All the water in Harris and Montgomery counties ultimately finds its way out via Galveston Bay. If the wind and the tide push the water up five feet, in Galveston Bay, Clear Creek and the San Jacinto River, that means that everything upstream, many miles upstream, is going to be pushed up by five feet or more. Most of the rain fell in the north and northwest and there it has stayed because it can not flow out. Clear Lake and Galveston Bay are still up about 3 feet and the wind is still gently out of the south to southeast. The water won’t fall until the wind changes direction or stops.

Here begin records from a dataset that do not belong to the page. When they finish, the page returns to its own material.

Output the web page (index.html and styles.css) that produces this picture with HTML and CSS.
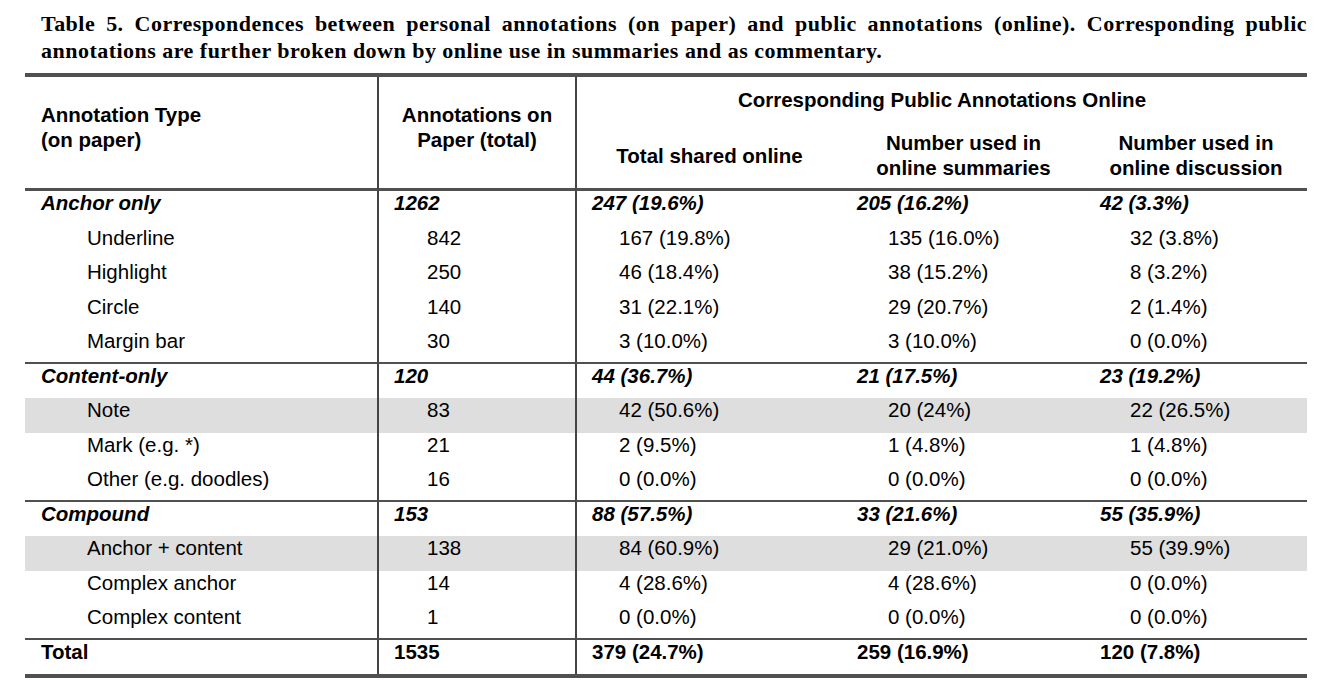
FILE: index.html
```html
<!DOCTYPE html>
<html>
<head>
<meta charset="utf-8">
<link rel="stylesheet" href="styles.css">
</head>
<body>
<div class="page">
  <p class="caption"><span class="cap-line1">Table 5. Correspondences between personal annotations (on paper) and public annotations (online). Corresponding public</span><span class="cap-line2">annotations are further broken down by online use in summaries and as commentary.</span></p>
  <table class="data">
    <colgroup>
      <col class="c1"><col class="c2"><col class="c3"><col class="c4"><col class="c5">
    </colgroup>
    <thead>
      <tr class="h1">
        <th class="type" rowspan="2">Annotation Type<br>(on paper)</th>
        <th class="paper vl" rowspan="2">Annotations on<br>Paper (total)</th>
        <th class="group vl" colspan="3">Corresponding Public Annotations Online</th>
      </tr>
      <tr class="h2">
        <th class="vl">Total shared online</th>
        <th>Number used in<br>online summaries</th>
        <th>Number used in<br>online discussion</th>
      </tr>
    </thead>
    <tbody>
      <tr class="grp"><td>Anchor only</td><td class="vl">1262</td><td class="vl">247 (19.6%)</td><td>205 (16.2%)</td><td>42 (3.3%)</td></tr>
      <tr class="sub"><td>Underline</td><td class="vl">842</td><td class="vl">167 (19.8%)</td><td>135 (16.0%)</td><td>32 (3.8%)</td></tr>
      <tr class="sub"><td>Highlight</td><td class="vl">250</td><td class="vl">46 (18.4%)</td><td>38 (15.2%)</td><td>8 (3.2%)</td></tr>
      <tr class="sub"><td>Circle</td><td class="vl">140</td><td class="vl">31 (22.1%)</td><td>29 (20.7%)</td><td>2 (1.4%)</td></tr>
      <tr class="sub pre"><td>Margin bar</td><td class="vl">30</td><td class="vl">3 (10.0%)</td><td>3 (10.0%)</td><td>0 (0.0%)</td></tr>
      <tr class="grp sep"><td>Content-only</td><td class="vl">120</td><td class="vl">44 (36.7%)</td><td>21 (17.5%)</td><td>23 (19.2%)</td></tr>
      <tr class="sub shade"><td>Note</td><td class="vl">83</td><td class="vl">42 (50.6%)</td><td>20 (24%)</td><td>22 (26.5%)</td></tr>
      <tr class="sub"><td>Mark (e.g. *)</td><td class="vl">21</td><td class="vl">2 (9.5%)</td><td>1 (4.8%)</td><td>1 (4.8%)</td></tr>
      <tr class="sub pre"><td>Other (e.g. doodles)</td><td class="vl">16</td><td class="vl">0 (0.0%)</td><td>0 (0.0%)</td><td>0 (0.0%)</td></tr>
      <tr class="grp sep"><td>Compound</td><td class="vl">153</td><td class="vl">88 (57.5%)</td><td>33 (21.6%)</td><td>55 (35.9%)</td></tr>
      <tr class="sub shade"><td>Anchor + content</td><td class="vl">138</td><td class="vl">84 (60.9%)</td><td>29 (21.0%)</td><td>55 (39.9%)</td></tr>
      <tr class="sub"><td>Complex anchor</td><td class="vl">14</td><td class="vl">4 (28.6%)</td><td>4 (28.6%)</td><td>0 (0.0%)</td></tr>
      <tr class="sub pre"><td>Complex content</td><td class="vl">1</td><td class="vl">0 (0.0%)</td><td>0 (0.0%)</td><td>0 (0.0%)</td></tr>
      <tr class="total sep"><td>Total</td><td class="vl">1535</td><td class="vl">379 (24.7%)</td><td>259 (16.9%)</td><td>120 (7.8%)</td></tr>
    </tbody>
  </table>
</div>
</body>
</html>
```
FILE: styles.css
```css
html, body {
  margin: 0;
  padding: 0;
  background: #fff;
}

.page {
  padding: 10px 0 0 25px;
  width: 1282px;
}

.caption {
  margin: 0 0 9px 16px;
  font-family: "Liberation Serif", "Times New Roman", serif;
  font-weight: bold;
  font-size: 22px;
  letter-spacing: 0.48px;
  line-height: 27px;
  color: #000;
}

.cap-line1 {
  display: block;
  text-align: justify;
  text-align-last: justify;
}

.cap-line2 {
  display: block;
}

.data {
  width: 1282px;
  table-layout: fixed;
  border-collapse: separate;
  border-spacing: 0;
  border-top: 4px solid #505050;
  border-bottom: 4px solid #505050;
  font-family: "Liberation Sans", Arial, sans-serif;
  font-size: 20.5px;
  color: #000;
}

.c1 { width: 352px; }
.c2 { width: 198px; }
.c3 { width: 267px; }
.c4 { width: 243px; }
.c5 { width: 222px; }

th {
  font-weight: bold;
  line-height: 25px;
  padding: 0;
}

.vl {
  border-left: 2px solid #444;
}

.h1 th.type,
.h1 th.paper {
  vertical-align: top;
  padding-top: 25px;
  border-bottom: 3px solid #505050;
}

.h1 th.type {
  text-align: left;
  padding-left: 16px;
}

.h1 th.paper {
  text-align: center;
}

.h1 th.group {
  text-align: center;
  padding: 10px 0;
}

.h2 th {
  text-align: center;
  vertical-align: middle;
  padding: 8px 0;
  border-bottom: 3px solid #505050;
}

td {
  line-height: 24px;
  padding: 0 0 10.5px 15px;
  vertical-align: top;
  white-space: nowrap;
}

td:first-child { padding-left: 16px; }

.grp td {
  font-weight: bold;
  font-style: italic;
}

.pre td {
  padding-bottom: 9px;
}

.sep td {
  border-top: 2px solid #505050;
  padding-bottom: 10px;
}

.total td {
  font-weight: bold;
}

.total.sep td {
  padding-bottom: 9.5px;
}

.sub td:nth-child(1) { padding-left: 62px; }
.sub td:nth-child(2) { padding-left: 48px; }
.sub td:nth-child(3) { padding-left: 42px; }
.sub td:nth-child(4) { padding-left: 46px; }
.sub td:nth-child(5) { padding-left: 45px; }

.shade td {
  background: #dedede;
}
```
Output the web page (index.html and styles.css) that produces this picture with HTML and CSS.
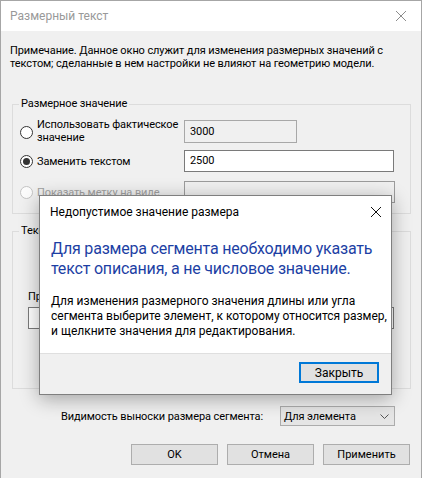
FILE: index.html
```html
<!DOCTYPE html>
<html lang="ru">
<head>
<meta charset="utf-8">
<title>Размерный текст</title>
<link rel="stylesheet" href="styles.css">
</head>
<body>
<div class="window">
  <div class="titlebar">
    <span class="title">Размерный текст</span>
    <svg class="close" width="12" height="12" viewBox="0 0 12 12"><path d="M1 1 L11 11 M11 1 L1 11" /></svg>
  </div>

  <div class="client">
    <p class="note">Примечание. Данное окно служит для изменения размерных значений с<br>текстом; сделанные в нем настройки не влияют на геометрию модели.</p>

    <fieldset class="group group-value">
      <legend>Размерное значение</legend>
      <div class="row row-actual">
        <label class="choice"><span class="radio"></span><span class="choice-text">Использовать фактическое<br>значение</span></label>
        <div class="field field-disabled field-short">3000</div>
      </div>
      <div class="row row-replace">
        <label class="choice"><span class="radio checked"></span><span class="choice-text">Заменить текстом</span></label>
        <div class="field field-wide">2500</div>
      </div>
      <div class="row row-label">
        <label class="choice choice-disabled"><span class="radio disabled"></span><span class="choice-text">Показать метку на виде</span></label>
        <div class="field field-inactive field-wider"></div>
      </div>
    </fieldset>

    <fieldset class="group group-text">
      <legend>Текстовые поля</legend>
      <div class="text-cols">
        <div class="text-col">
          <span class="col-label">Префикс:</span>
          <div class="field"></div>
        </div>
        <div class="text-col">
          <span class="col-label"></span>
          <div class="field field-disabled"></div>
        </div>
        <div class="text-col">
          <span class="col-label"></span>
          <div class="field"></div>
        </div>
      </div>
    </fieldset>

    <div class="leader-row">
      <span class="leader-label">Видимость выноски размера сегмента:</span>
      <div class="combo">
        <span>Для элемента</span>
        <svg class="chevron" width="9" height="5" viewBox="0 0 9 5"><path d="M0.5 0.5 L4.5 4.5 L8.5 0.5" /></svg>
      </div>
    </div>

    <div class="buttons">
      <button class="btn">OK</button>
      <button class="btn">Отмена</button>
      <button class="btn">Применить</button>
    </div>
  </div>

  <div class="modal">
    <div class="modal-head">
      <span class="modal-title">Недопустимое значение размера</span>
      <svg class="modal-close" width="12" height="12" viewBox="0 0 12 12"><path d="M1 1 L11 11 M11 1 L1 11" /></svg>
    </div>
    <div class="modal-body">
      <p class="instruction">Для размера сегмента необходимо указать<br>текст описания, а не числовое значение.</p>
      <p class="detail">Для изменения размерного значения длины или угла<br>сегмента выберите элемент, к которому относится размер,<br>и щелкните значения для редактирования.</p>
    </div>
    <div class="modal-foot">
      <button class="btn btn-default">Закрыть</button>
    </div>
  </div>
</div>
</body>
</html>
```

FILE: styles.css
```css
* {
  box-sizing: border-box;
}

html, body {
  margin: 0;
  padding: 0;
  background: #f0f0f0;
}

body {
  font-family: Roboto, "Liberation Sans", sans-serif;
  font-size: 12px;
  color: #000;
  white-space: nowrap;
}

.window {
  position: relative;
  width: 422px;
  height: 478px;
  border: 1px solid #a6a6a6;
  border-bottom: none;
  background: #f0f0f0;
  overflow: hidden;
}

/* title bar */
.titlebar {
  height: 30px;
  background: #fff;
  display: flex;
  align-items: center;
  justify-content: space-between;
  padding: 0 14px 0 9px;
}

.title {
  color: #999;
  font-size: 12px;
}

.close path,
.modal-close path {
  stroke: #8c8c8c;
  stroke-width: 1;
  fill: none;
}

.modal-close path {
  stroke: #111;
}

/* dialog body: the main dialog uses the smaller 11px face */
.client {
  padding: 13px 0 0 0;
  font-size: 11px;
  letter-spacing: -0.1px;
}

.note {
  margin: 0 0 0 9px;
  line-height: 13px;
  color: #000;
}

.group {
  margin: 27px 10px 0 11px;
  padding: 0;
  border: 1px solid #dcdcdc;
  min-width: 0;
}

.group legend {
  margin-left: 6px;
  padding: 0 2px;
  line-height: 14px;
}

.group-value {
  padding-bottom: 8px;
}

.row {
  display: flex;
  align-items: center;
  height: 26px;
}

.row-actual { margin-top: 7px; }
.row-replace { margin-top: 4px; }
.row-label { margin-top: 5px; }

.choice {
  width: 164px;
  margin-left: 7px;
  display: flex;
  align-items: center;
  gap: 4px;
  line-height: 13px;
}

.choice-disabled {
  color: #a0a0a0;
}

.radio {
  position: relative;
  flex: none;
  width: 13px;
  height: 13px;
  border-radius: 50%;
  border: 1px solid #333;
  background: #fff;
}

.row-actual .radio {
  margin-top: 3px;
}

.radio.checked::after {
  content: "";
  position: absolute;
  left: 2px;
  top: 2px;
  width: 7px;
  height: 7px;
  border-radius: 50%;
  background: #333;
}

.radio.disabled {
  border-color: #c4c4c4;
  background: #fcfcfc;
}

.field {
  height: 22px;
  border: 1px solid #7a7a7a;
  background: #fff;
  padding: 0 5px;
  line-height: 20px;
}

.field-disabled {
  background: #f0f0f0;
  border-color: #a8a8a8;
}

.field-inactive {
  background: #f0f0f0;
  border-color: #9c9c9c;
}

.field-short { width: 113px; height: 23px; line-height: 21px; }
.field-wide { width: 210px; }
.field-wider { width: 211px; }

/* text fields group */
.group-text {
  margin-top: 10px;
  height: 165px;
}

.text-cols {
  display: flex;
  gap: 10px;
  margin: 52px 16px 0 15px;
}

.text-col {
  flex: 1;
  display: flex;
  flex-direction: column;
  gap: 3px;
}

.col-label {
  height: 14px;
  line-height: 14px;
}

.text-col .field {
  width: 100%;
}

/* leader visibility */
.leader-row {
  display: flex;
  justify-content: flex-end;
  align-items: center;
  gap: 17px;
  margin-top: 17px;
  padding-right: 26px;
}

.combo {
  width: 115px;
  height: 20px;
  border: 1px solid #acacac;
  background: #e5e5e5;
  display: flex;
  align-items: center;
  justify-content: space-between;
  padding: 0 5px 0 3px;
}

.chevron path {
  stroke: #555;
  stroke-width: 1;
  fill: none;
}

/* buttons */
.buttons {
  display: flex;
  justify-content: flex-end;
  gap: 9px;
  margin-top: 18px;
  padding-right: 11px;
}

.btn {
  font: inherit;
  color: #000;
  width: 87px;
  height: 21px;
  border: 1px solid #adadad;
  background: #e1e1e1;
  padding: 0;
}

/* message box over the dialog */
.modal {
  position: absolute;
  left: 38px;
  top: 194px;
  width: 353px;
  height: 200px;
  border: 1px solid #7f7f7f;
  background: #fff;
  box-shadow: 0 4px 18px rgba(0, 0, 0, 0.32);
  display: flex;
  flex-direction: column;
  font-size: 12px;
  letter-spacing: 0;
}

.modal-head {
  height: 32px;
  display: flex;
  align-items: center;
  justify-content: space-between;
  padding: 0 9px 0 10px;
}

.modal-body {
  flex: 1;
  padding: 0 10px 0 11px;
}

.instruction {
  margin: 11px 0 0 0;
  font-size: 16px;
  line-height: 20px;
  letter-spacing: -0.2px;
  color: #1d3fa4;
}

.detail {
  margin: 15px 0 0 0;
  line-height: 15px;
}

.modal-foot {
  height: 41px;
  background: #f0f0f0;
  border-top: 1px solid #dfdfdf;
  display: flex;
  justify-content: flex-end;
  align-items: flex-start;
  padding: 8px 12px 0 0;
}

.btn-default {
  width: 80px;
  height: 21px;
  border: 2px solid #0078d7;
  background: #e1e1e1;
}
```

Sylvester Turner and Annise Parker both got elected using developer money so developers don’t have to build detention to correspond with what they’ve elevated. They can literally erect a city within a city and never have to add detention. They don’t even have to use permeable concrete which is only slightly more expensive than regular concrete, plus they get millions in free tax payer money from the TIRZes.
–
Someone needs to go to jail for this to change.
Native prairies, which much of Houston was originally composed of, have the ability to slow down and absorb a lot of water. On a small scale little benefit would be had but on a large scale, say a minimum requirement per some scientifically determined amount, could be part of an overall flood control plan. After all turf grass roots reach mere inches into the soil while little bluestem have roots that reach many many feet deep thus increasing the soils ability to hold water. There is a sustainable way forward for Houston but it requires not just individual action but city, county, state, and federal action to force individuals to look past short term gain towards long term sustainability. If profit in the short term is our sole motivation then we are all destined for trouble.